Schumpeter şöyle cevap verdi:
“Bu soru hala benim için önemli, ama artık bu soru için daha farklı bir cevabım var. Artık yarım düzine öğrenciyi, birinci sınıf ekonomistlere dönüştürmüş olmakla hatırlanmak istiyorum.”
Babamın yüzündeki hayret dolu ifadeyi görmüş olarak sözlerine devam etti:
“Biliyorsun, Adolph, artık kitaplarla ya da teorilerle anımsanmanın yeterli olmadığını bildiğim bir yaştayım. Birisinin yarattığı fark, eğer bir başka insanın yaşamında fark yaratmıyorsa, o kişi fark yaratmış sayılmaz.”

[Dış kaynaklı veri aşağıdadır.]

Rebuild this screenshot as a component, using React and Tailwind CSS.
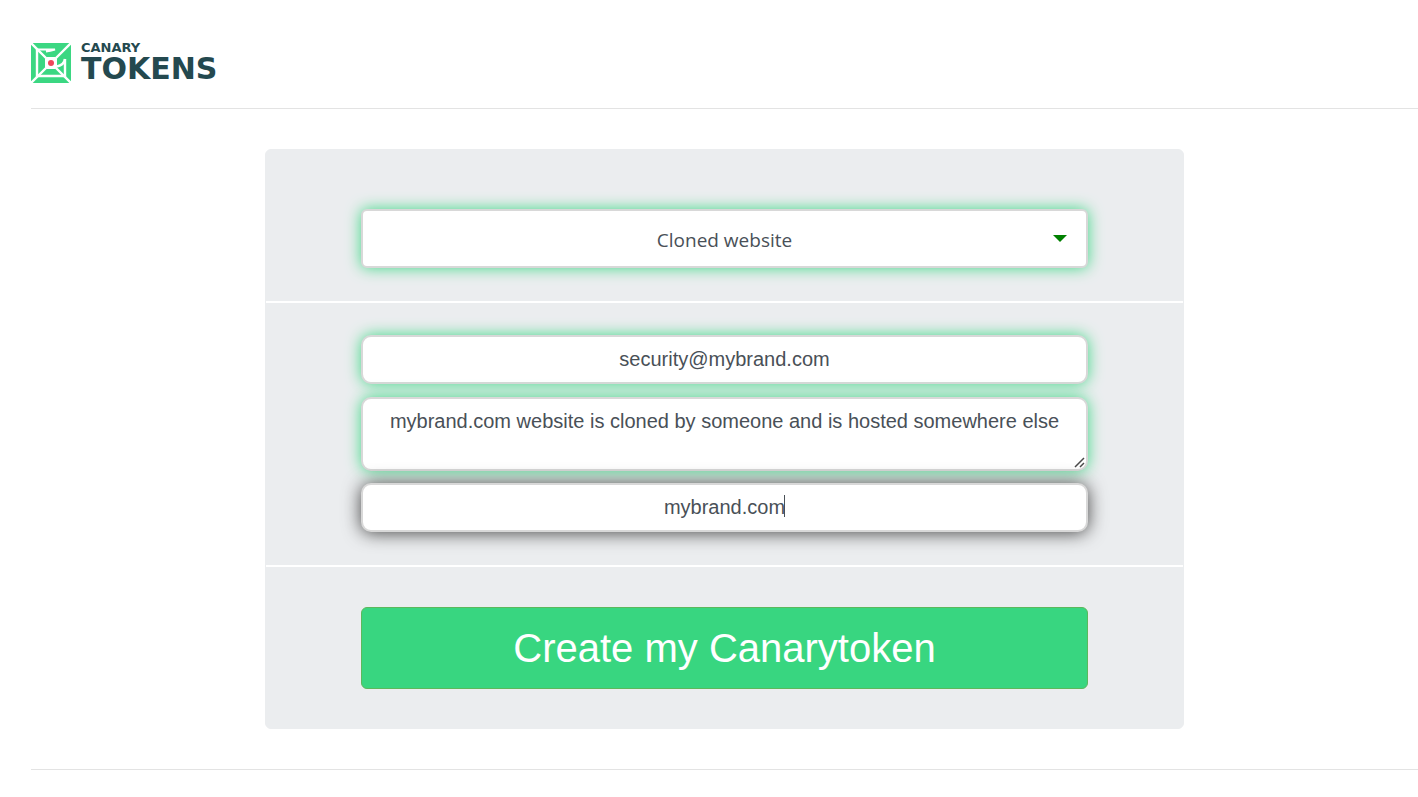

Babamın Schumpeter’i ziyaret etmesinin nedenlerinden biri de, Schumpeter’in hasta olması ve çok uzun yaşamasının beklenmemesiydi. Gerçekten de bizim ziyaretimizden beş gün sonra Schumpeter öldü.
Bu konuşmayı hiç unutmuyorum. Bu konuşmadan üç şey öğrendim:
· İnsan öldükten sonra neyle hatırlanmak istediğini kendine sormalı.
· Bu sorunun cevabı yaşlandıkça, olgunlaştıkça, dünya değiştikçe değişmeli.
· Hatırlanmaya değer olan, birinin başkalarının yaşamlarında yarattığı (olumlu) farklardır.